Microsoft is buying the professional networking website LinkedIn for just over $26bn (£18bn) in cash.
The software giant will pay $196 a share - a premium of almost 50% to Friday's closing share price.
The deal will help Microsoft boost sales of its business and email software.
Microsoft said that LinkedIn would retain its "distinct brand, culture and independence".
Ben Wood, head of research at CCS Insight, said the deal would give Microsoft access to the world's biggest professional social network with more than 430 million members worldwide.
"That's a valuable asset that can be deeply integrated with a number of Microsoft assets such as Office 365, Exchange and Outlook. That said, Microsoft has stated that the company will continue to operate as an independent business, so we'll have to see how deeply the integration occurs," Mr Wood said.
Analysis: Rory Cellan-Jones, technology correspondent
Ever had one of those annoying LinkedIn emails inviting you to "endorse" a contact for some skill or another? Perhaps LinkedIn chief executive Jeff Weiner and its founder Reid Hoffman deserve to be endorsed for salesmanship after today's deal.
After a tricky period in which the shares have fallen amid widening losses, they have persuaded Microsoft to make its biggest deal. The software giant is paying a 50% premium on Friday's closing share price to buy LinkedIn, a price which amounts to $250 (£170) for every active user. To put that into context, that's about the market value of Sky, or eight times as much as Daily Mail owner DMGT - and they are both profitable.

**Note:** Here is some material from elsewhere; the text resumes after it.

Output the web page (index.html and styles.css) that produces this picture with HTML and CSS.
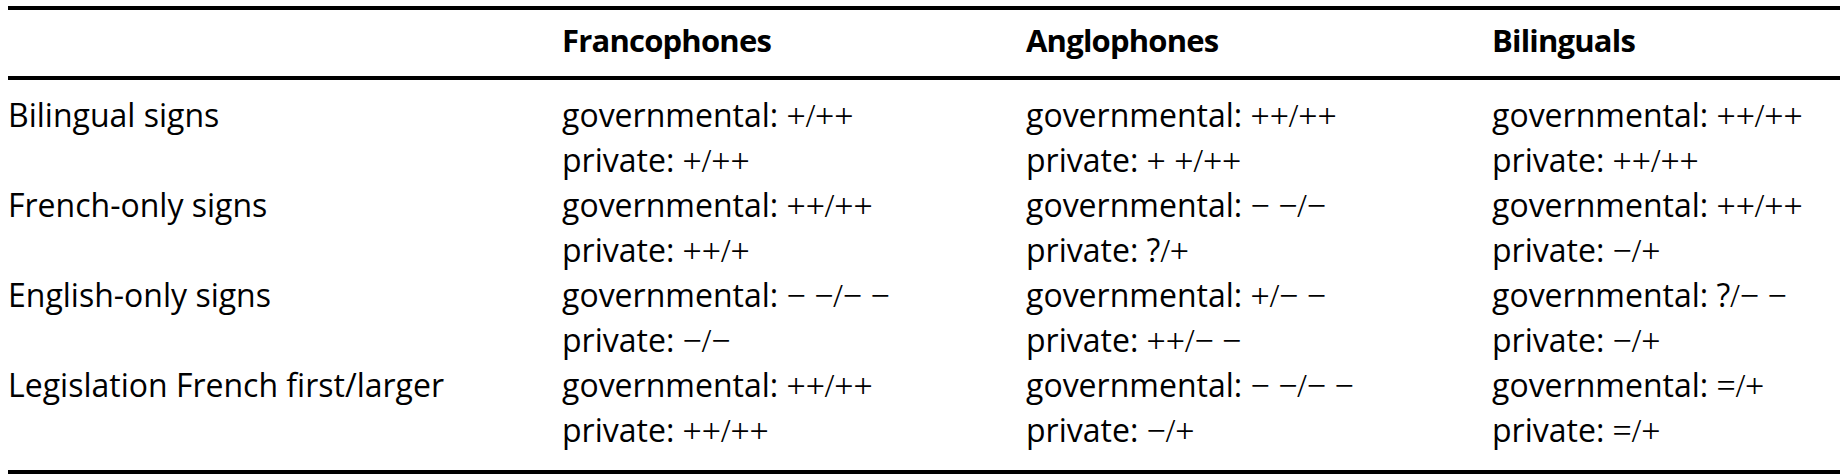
FILE: index.html
```html
<!DOCTYPE html>
<html lang="en">
<head>
<meta charset="utf-8">
<title>Attitudes toward signs</title>
<link rel="stylesheet" href="styles.css">
</head>
<body>
<table class="tbl">
  <colgroup>
    <col class="c1"><col class="c2"><col class="c3"><col class="c4">
  </colgroup>
  <thead>
    <tr>
      <th></th>
      <th>Francophones</th>
      <th>Anglophones</th>
      <th>Bilinguals</th>
    </tr>
  </thead>
  <tbody>
    <tr class="first">
      <td>Bilingual signs</td>
      <td><div>governmental: <span class="s">+/++</span></div><div>private: <span class="s">+/++</span></div></td>
      <td><div>governmental: <span class="s">++/++</span></div><div>private: <span class="s">+ +/++</span></div></td>
      <td><div>governmental: <span class="s">++/++</span></div><div>private: <span class="s">++/++</span></div></td>
    </tr>
    <tr>
      <td>French-only signs</td>
      <td><div>governmental: <span class="s">++/++</span></div><div>private: <span class="s">++/+</span></div></td>
      <td><div>governmental: <span class="s">− −/−</span></div><div>private: ?<span class="s">/+</span></div></td>
      <td><div>governmental: <span class="s">++/++</span></div><div>private: <span class="s">−/+</span></div></td>
    </tr>
    <tr>
      <td>English-only signs</td>
      <td><div>governmental: <span class="s">− −/− −</span></div><div>private: <span class="s">−/−</span></div></td>
      <td><div>governmental: <span class="s">+/− −</span></div><div>private: <span class="s">++/− −</span></div></td>
      <td><div>governmental: ?<span class="s">/− −</span></div><div>private: <span class="s">−/+</span></div></td>
    </tr>
    <tr class="last">
      <td>Legislation French first/larger</td>
      <td><div>governmental: <span class="s">++/++</span></div><div>private: <span class="s">++/++</span></div></td>
      <td><div>governmental: <span class="s">− −/− −</span></div><div>private: <span class="s">−/+</span></div></td>
      <td><div>governmental: <span class="s">=/+</span></div><div>private: <span class="s">=/+</span></div></td>
    </tr>
  </tbody>
</table>
</body>
</html>
```
FILE: styles.css
```css
html, body {
  background: #ffffff;
}
body {
  margin: 6px 6px 0 8px;
  font-family: "Open Sans", "Noto Sans", sans-serif;
  font-size: 32px;
  line-height: 45px;
  color: #000000;
}
.tbl {
  width: 1832px;
  table-layout: fixed;
  border-collapse: collapse;
  border-top: 4px solid #000;
  border-bottom: 4px solid #000;
}
.c1 { width: 554px; }
.c2 { width: 464px; }
.c3 { width: 466px; }
.c4 { width: 348px; }
.tbl th {
  text-align: left;
  font-weight: 700;
  font-size: 31px;
  letter-spacing: -0.8px;
  padding: 8px 0 13px 0;
  border-bottom: 4px solid #000;
}
.tbl td {
  vertical-align: top;
  padding: 0;
  white-space: nowrap;
}
.tbl td > div {
  height: 45px;
}
.tbl tr.first td {
  padding-top: 12px;
}
.tbl tr.last td {
  padding-bottom: 18px;
}
.s {
  font-family: "Liberation Serif", "DejaVu Serif", serif;
  font-size: 34px;
  line-height: 1;
}
```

But this deal is about more than money: it is meant as a powerful signal of where Satya Nadella is now taking Microsoft. He sees its future as a cloud computing business providing all sorts of professional services to clients - including a social network to connect them to each other.
"We are trying to ride the wave of the new technologies," Mr Nadella told me from Seattle. "It's about AI, it's about mobile, it's about cloud and we're trying to bring those things together."
However, the deal to buy Nokia's mobile phones division had a similar logic - and the entire value of that purchase was written off just a year later. So Microsoft's investors may look at that $26bn price tag nervously, while anyone with a few LinkedIn shares may be using the network to send a message of congratulations to their board.
Microsoft chief executive Satya Nadella said he had long admired LinkedIn: "I have been thinking about this for a long time."
The deal was "key to our bold ambition to reinvent productivity and business processes", he added.
The company planned a different approach to integrating LinkedIn to preserve its culture and brand, Mr Nadella said: "That's what's going to be very very different about this."
LinkedIn shares soared 47%, or $61.50, to $192.60 in New York following the announcement of the deal.
Shares in the company, which floated in May 2011, have fallen by more than 40% this year.
The stock plunged by a quarter in February after the company issued a profit warning for the first quarter and reported an annual loss of $166m.
Ivan Feinseth, analyst at Tigress Financial Partners, said that LinkedIn was a great business "even though the company stubbed their toe back in February. It's a premium company and it deserves a premium valuation."
Shares in Microsoft fell 2.6% to $50.16, bringing the decline this year to almost 10%.
Jeff Weiner will remain chief executive, reporting to Mr Nadella. He and Reid Hoffman - the chairman, co-founder and controlling shareholder of LinkedIn - both backed the deal.
"Today is a re-founding moment for LinkedIn," said Mr Hoffman. "I see incredible opportunity for our members and customers and look forward to supporting this new and combined business."
LinkedIn has been trying to expand by offering users more messaging options, mobile apps and a revamped "newsfeed" to help boost engagement.
Last year, the site pledged to send less frequent and "more relevant" messages after numerous user complaints.
The LinkedIn acquisition also eclipses the $19bn that Facebook paid for WhatsApp in 2014.
Despite having a cash pile of about $92bn, Microsoft said it would pay for LinkedIn mostly by issuing new debt.
It expects the deal, which must be approved by regulators in the US, EU, Canada and Brazil, to generate annual savings of $150m by 2018.